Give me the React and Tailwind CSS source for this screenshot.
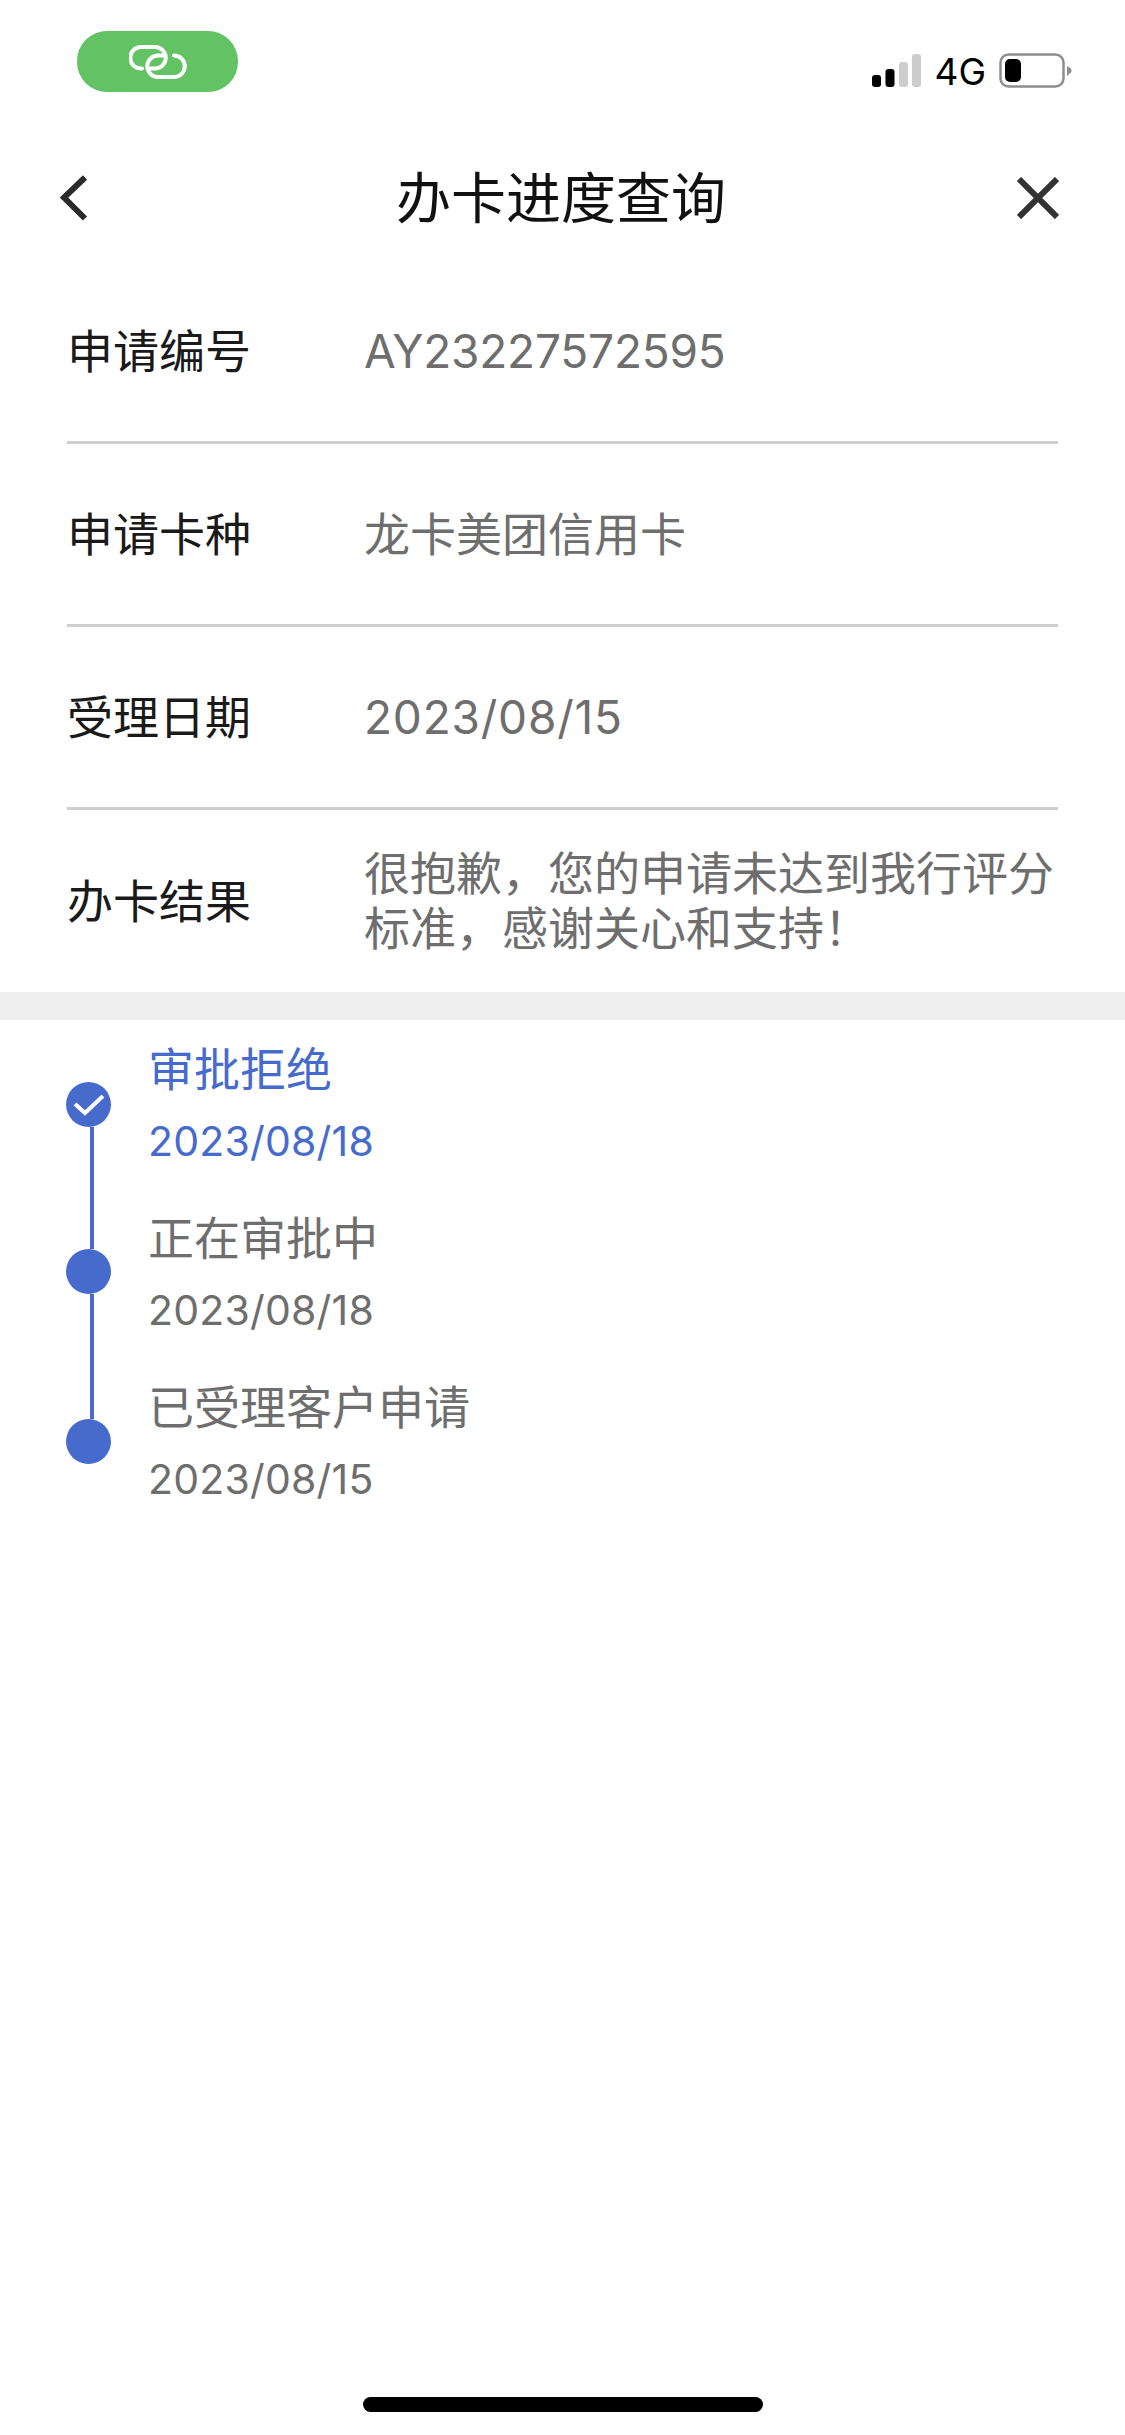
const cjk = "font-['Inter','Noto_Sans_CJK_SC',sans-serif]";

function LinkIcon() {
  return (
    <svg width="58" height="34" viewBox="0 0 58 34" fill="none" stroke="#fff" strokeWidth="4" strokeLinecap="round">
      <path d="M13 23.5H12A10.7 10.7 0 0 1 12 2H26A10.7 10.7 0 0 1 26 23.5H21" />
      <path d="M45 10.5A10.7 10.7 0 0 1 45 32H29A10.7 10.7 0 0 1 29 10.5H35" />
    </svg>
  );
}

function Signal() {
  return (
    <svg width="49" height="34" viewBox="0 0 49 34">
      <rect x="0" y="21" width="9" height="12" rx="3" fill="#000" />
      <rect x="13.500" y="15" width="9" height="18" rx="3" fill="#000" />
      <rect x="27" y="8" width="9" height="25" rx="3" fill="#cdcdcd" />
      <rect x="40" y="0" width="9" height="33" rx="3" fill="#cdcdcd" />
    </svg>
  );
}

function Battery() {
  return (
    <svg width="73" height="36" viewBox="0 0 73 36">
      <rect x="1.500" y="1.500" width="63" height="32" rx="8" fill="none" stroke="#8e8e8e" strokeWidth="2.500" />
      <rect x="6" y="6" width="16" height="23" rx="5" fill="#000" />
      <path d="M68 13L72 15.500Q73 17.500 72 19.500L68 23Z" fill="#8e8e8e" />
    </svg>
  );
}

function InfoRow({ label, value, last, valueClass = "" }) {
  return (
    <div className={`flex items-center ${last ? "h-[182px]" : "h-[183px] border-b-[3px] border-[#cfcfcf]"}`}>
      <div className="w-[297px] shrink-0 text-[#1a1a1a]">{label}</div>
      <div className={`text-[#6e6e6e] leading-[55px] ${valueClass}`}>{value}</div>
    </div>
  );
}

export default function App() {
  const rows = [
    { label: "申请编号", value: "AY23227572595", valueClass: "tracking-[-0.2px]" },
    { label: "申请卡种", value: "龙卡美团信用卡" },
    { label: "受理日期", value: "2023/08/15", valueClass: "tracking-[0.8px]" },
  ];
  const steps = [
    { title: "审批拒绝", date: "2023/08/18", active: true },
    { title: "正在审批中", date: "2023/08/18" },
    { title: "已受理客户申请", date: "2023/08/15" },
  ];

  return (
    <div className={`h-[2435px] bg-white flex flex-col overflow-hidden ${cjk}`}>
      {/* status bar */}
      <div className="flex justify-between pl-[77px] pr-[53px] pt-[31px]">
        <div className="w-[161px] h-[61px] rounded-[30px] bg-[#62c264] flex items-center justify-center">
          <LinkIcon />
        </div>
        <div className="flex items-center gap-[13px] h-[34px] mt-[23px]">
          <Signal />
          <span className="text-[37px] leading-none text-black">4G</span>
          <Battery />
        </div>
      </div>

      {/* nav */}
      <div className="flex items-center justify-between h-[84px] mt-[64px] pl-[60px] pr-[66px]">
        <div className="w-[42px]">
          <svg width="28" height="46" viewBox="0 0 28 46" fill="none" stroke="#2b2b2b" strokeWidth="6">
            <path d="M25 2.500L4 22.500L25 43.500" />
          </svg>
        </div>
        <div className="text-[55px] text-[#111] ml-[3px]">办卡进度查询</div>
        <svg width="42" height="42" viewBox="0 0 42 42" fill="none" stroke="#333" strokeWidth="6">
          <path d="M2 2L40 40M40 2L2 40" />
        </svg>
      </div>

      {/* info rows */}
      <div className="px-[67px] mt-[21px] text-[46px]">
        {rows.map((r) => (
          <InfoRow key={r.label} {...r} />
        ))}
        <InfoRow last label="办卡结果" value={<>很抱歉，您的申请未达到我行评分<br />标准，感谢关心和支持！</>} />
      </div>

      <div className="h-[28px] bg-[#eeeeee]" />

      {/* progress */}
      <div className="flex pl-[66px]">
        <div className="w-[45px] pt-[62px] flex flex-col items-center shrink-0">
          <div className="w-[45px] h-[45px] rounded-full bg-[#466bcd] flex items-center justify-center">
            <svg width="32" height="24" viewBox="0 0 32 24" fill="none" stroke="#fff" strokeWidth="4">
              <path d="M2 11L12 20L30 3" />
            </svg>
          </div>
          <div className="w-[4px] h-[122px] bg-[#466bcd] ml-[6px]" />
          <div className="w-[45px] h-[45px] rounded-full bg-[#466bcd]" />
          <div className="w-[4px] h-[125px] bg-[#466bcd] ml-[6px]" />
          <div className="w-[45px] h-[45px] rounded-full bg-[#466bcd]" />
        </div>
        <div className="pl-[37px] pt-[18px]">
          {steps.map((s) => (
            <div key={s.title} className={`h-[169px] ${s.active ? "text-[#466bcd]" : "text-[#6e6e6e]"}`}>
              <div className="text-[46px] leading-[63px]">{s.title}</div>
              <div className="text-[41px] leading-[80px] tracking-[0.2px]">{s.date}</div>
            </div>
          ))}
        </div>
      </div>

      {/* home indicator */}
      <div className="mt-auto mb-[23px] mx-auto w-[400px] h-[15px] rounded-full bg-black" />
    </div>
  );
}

_ _ _ _ _ _ _

§ **GIVEN TASK**
Using the data above, print every line exactly, omitting pictures.

§ **SOLUTION**
Give me the React and Tailwind CSS source for this screenshot.
const cjk = "font-['Inter','Noto_Sans_CJK_SC',sans-serif]";

function LinkIcon() {
  return (
    <svg width="58" height="34" viewBox="0 0 58 34" fill="none" stroke="#fff" strokeWidth="4" strokeLinecap="round">
      <path d="M13 23.5H12A10.7 10.7 0 0 1 12 2H26A10.7 10.7 0 0 1 26 23.5H21" />
      <path d="M45 10.5A10.7 10.7 0 0 1 45 32H29A10.7 10.7 0 0 1 29 10.5H35" />
    </svg>
  );
}

function Signal() {
  return (
    <svg width="49" height="34" viewBox="0 0 49 34">
      <rect x="0" y="21" width="9" height="12" rx="3" fill="#000" />
      <rect x="13.500" y="15" width="9" height="18" rx="3" fill="#000" />
      <rect x="27" y="8" width="9" height="25" rx="3" fill="#cdcdcd" />
      <rect x="40" y="0" width="9" height="33" rx="3" fill="#cdcdcd" />
    </svg>
  );
}

function Battery() {
  return (
    <svg width="73" height="36" viewBox="0 0 73 36">
      <rect x="1.500" y="1.500" width="63" height="32" rx="8" fill="none" stroke="#8e8e8e" strokeWidth="2.500" />
      <rect x="6" y="6" width="16" height="23" rx="5" fill="#000" />
      <path d="M68 13L72 15.500Q73 17.500 72 19.500L68 23Z" fill="#8e8e8e" />
    </svg>
  );
}

function InfoRow({ label, value, last, valueClass = "" }) {
  return (
    <div className={`flex items-center ${last ? "h-[182px]" : "h-[183px] border-b-[3px] border-[#cfcfcf]"}`}>
      <div className="w-[297px] shrink-0 text-[#1a1a1a]">{label}</div>
      <div className={`text-[#6e6e6e] leading-[55px] ${valueClass}`}>{value}</div>
    </div>
  );
}

export default function App() {
  const rows = [
    { label: "申请编号", value: "AY23227572595", valueClass: "tracking-[-0.2px]" },
    { label: "申请卡种", value: "龙卡美团信用卡" },
    { label: "受理日期", value: "2023/08/15", valueClass: "tracking-[0.8px]" },
  ];
  const steps = [
    { title: "审批拒绝", date: "2023/08/18", active: true },
    { title: "正在审批中", date: "2023/08/18" },
    { title: "已受理客户申请", date: "2023/08/15" },
  ];

  return (
    <div className={`h-[2435px] bg-white flex flex-col overflow-hidden ${cjk}`}>
      {/* status bar */}
      <div className="flex justify-between pl-[77px] pr-[53px] pt-[31px]">
        <div className="w-[161px] h-[61px] rounded-[30px] bg-[#62c264] flex items-center justify-center">
          <LinkIcon />
        </div>
        <div className="flex items-center gap-[13px] h-[34px] mt-[23px]">
          <Signal />
          <span className="text-[37px] leading-none text-black">4G</span>
          <Battery />
        </div>
      </div>

      {/* nav */}
      <div className="flex items-center justify-between h-[84px] mt-[64px] pl-[60px] pr-[66px]">
        <div className="w-[42px]">
          <svg width="28" height="46" viewBox="0 0 28 46" fill="none" stroke="#2b2b2b" strokeWidth="6">
            <path d="M25 2.500L4 22.500L25 43.500" />
          </svg>
        </div>
        <div className="text-[55px] text-[#111] ml-[3px]">办卡进度查询</div>
        <svg width="42" height="42" viewBox="0 0 42 42" fill="none" stroke="#333" strokeWidth="6">
          <path d="M2 2L40 40M40 2L2 40" />
        </svg>
      </div>

      {/* info rows */}
      <div className="px-[67px] mt-[21px] text-[46px]">
        {rows.map((r) => (
          <InfoRow key={r.label} {...r} />
        ))}
        <InfoRow last label="办卡结果" value={<>很抱歉，您的申请未达到我行评分<br />标准，感谢关心和支持！</>} />
      </div>

      <div className="h-[28px] bg-[#eeeeee]" />

      {/* progress */}
      <div className="flex pl-[66px]">
        <div className="w-[45px] pt-[62px] flex flex-col items-center shrink-0">
          <div className="w-[45px] h-[45px] rounded-full bg-[#466bcd] flex items-center justify-center">
            <svg width="32" height="24" viewBox="0 0 32 24" fill="none" stroke="#fff" strokeWidth="4">
              <path d="M2 11L12 20L30 3" />
            </svg>
          </div>
          <div className="w-[4px] h-[122px] bg-[#466bcd] ml-[6px]" />
          <div className="w-[45px] h-[45px] rounded-full bg-[#466bcd]" />
          <div className="w-[4px] h-[125px] bg-[#466bcd] ml-[6px]" />
          <div className="w-[45px] h-[45px] rounded-full bg-[#466bcd]" />
        </div>
        <div className="pl-[37px] pt-[18px]">
          {steps.map((s) => (
            <div key={s.title} className={`h-[169px] ${s.active ? "text-[#466bcd]" : "text-[#6e6e6e]"}`}>
              <div className="text-[46px] leading-[63px]">{s.title}</div>
              <div className="text-[41px] leading-[80px] tracking-[0.2px]">{s.date}</div>
            </div>
          ))}
        </div>
      </div>

      {/* home indicator */}
      <div className="mt-auto mb-[23px] mx-auto w-[400px] h-[15px] rounded-full bg-black" />
    </div>
  );
}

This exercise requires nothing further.